Today was my brother Josh’s 17th birthday. I love him. Seriously. A lot. I told him today that the day he was born, my life got a lot better. I meant it. He brings SO much joy to my heart and I am so insanely proud to be his sister. (Just so everyone knows I’m not playing favorites, I also have some serious love for my brother Ben. Can’t imagine life without him… But since today is Josh’s birthday I am going to talk more about him. In 3 weeks, Ben will get a turn.)
I’m not a mom, in case you didn’t know that. :) But today I hung out with my cousin who became a mom about 2 months ago. She said a sentence that I just LOVED. “My heart has grown SO much since I had her.” Sigh. I hope that, someday, I will get to experience that heart growth explosion. But, I honestly think I got a bit of a taste of it when Josh was born. I’m sure it’s not quite the same, but I absolutely guarentee that this kid grew my heart.

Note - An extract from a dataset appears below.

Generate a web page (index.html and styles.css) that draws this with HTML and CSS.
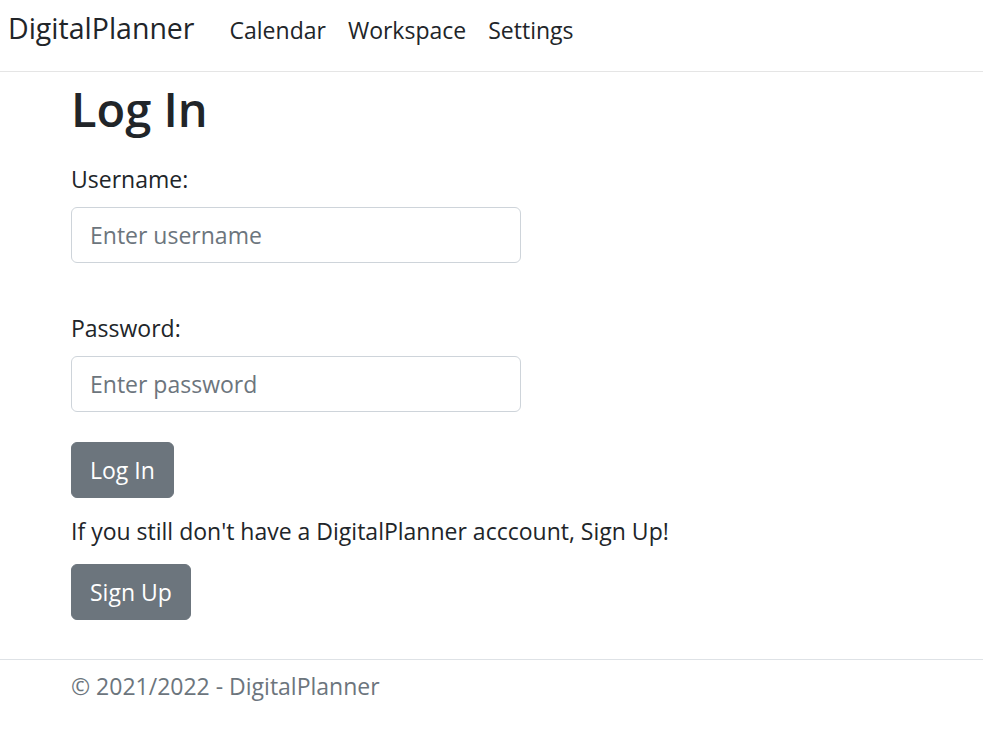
FILE: index.html
```html
<!DOCTYPE html>
<html lang="en">
<head>
<meta charset="utf-8">
<title>Log In - DigitalPlanner</title>
<link rel="stylesheet" href="styles.css">
</head>
<body>
<header class="site-header">
  <nav class="navbar">
    <a class="brand" href="#">DigitalPlanner</a>
    <ul class="nav-links">
      <li><a class="nav-link" href="#">Calendar</a></li>
      <li><a class="nav-link" href="#">Workspace</a></li>
      <li><a class="nav-link" href="#">Settings</a></li>
    </ul>
  </nav>
</header>
<main class="container">
  <h1 class="title">Log In</h1>
  <form class="login-form">
    <div class="form-group">
      <label class="form-label" for="username">Username:</label>
      <input class="form-control" id="username" type="text" placeholder="Enter username">
    </div>
    <div class="form-group">
      <label class="form-label" for="password">Password:</label>
      <input class="form-control" id="password" type="password" placeholder="Enter password">
    </div>
    <button class="btn" type="button">Log In</button>
  </form>
  <p class="signup-text">If you still don't have a DigitalPlanner acccount, Sign Up!</p>
  <button class="btn" type="button">Sign Up</button>
</main>
<footer class="site-footer">
  <div class="container">&copy; 2021/2022 - DigitalPlanner</div>
</footer>
</body>
</html>
```
FILE: styles.css
```css
* { box-sizing: border-box; }
html, body { margin: 0; padding: 0; }
body {
  font-family: "Open Sans", "Noto Sans", sans-serif;
  font-size: 23px;
  line-height: 36px;
  color: #212529;
  background: #fff;
}
.site-header {
  border-bottom: 1px solid #e5e5e5;
}
.navbar {
  display: flex;
  align-items: baseline;
  height: 71px;
  padding: 6px 8px 0;
}
.brand {
  font-size: 28.5px;
  line-height: 45px;
  color: #212529;
  text-decoration: none;
  margin-right: 24px;
}
.nav-links {
  display: flex;
  list-style: none;
  margin: 0;
  padding: 0;
}
.nav-link {
  display: block;
  padding: 0 11px;
  color: #212529;
  text-decoration: none;
}
.container {
  padding: 0 71px;
}
.title {
  font-size: 47px;
  font-weight: 600;
  line-height: 58px;
  margin: 8px 0 0;
}
.form-label {
  display: block;
  margin-top: 23px;
  margin-bottom: 10px;
}
.form-group + .form-group .form-label { margin-top: 47px; }
.form-control {
  display: block;
  width: 450px;
  height: 56px;
  padding: 9px 18px;
  font: inherit;
  color: #212529;
  border: 1px solid #ced4da;
  border-radius: 6px;
  background: #fff;
}
.form-control::placeholder { color: #6c757d; opacity: 1; }
.btn {
  display: block;
  height: 56px;
  padding: 9px 18px;
  font: inherit;
  color: #fff;
  background: #6c757d;
  border: 1px solid #6c757d;
  border-radius: 6px;
}
.login-form .btn { margin-top: 30px; }
.signup-text { margin: 15px 0 15px; }
.site-footer {
  margin-top: 39px;
  border-top: 1px solid #dee2e6;
  color: #6c757d;
  line-height: 52px;
}
```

Choosing to be away from him for the last 3.5 years has been hard. Taking a position, on the other side of the world, that will not allow me to be there to see him graduate from High School breaks my heart a little bit everytime I think about it. He understands though, maybe better than I do. That’s one of the million things I love about him.
A few other things I love about my brother Josh(Ua):
– Right now, he’s watching TV in the other room and every couple minutes I hear him laugh. :) His laugh is awesome. I want to take it with me everywhere I go.
– He is one the most selfless teenagers I have ever met.
– He is FULL of compassion for those who have less than he does, even though he is surrounded by people who have a lot MORE than he does.
– He’s been through a lot for a kid his age and, though I know it’s not always easy for him, He’s allowing God to use it to shape his heart into something awesome.
– He has great hair. :)
– He’s really good at a lot of things that not a lot of people are good at.
– He puts up with me in all of my annoying sisterness… and I think, despite the obligatory “you’re so weird and annoying” reactions, he totally loves me for (or at least despite) my annoying sisterness.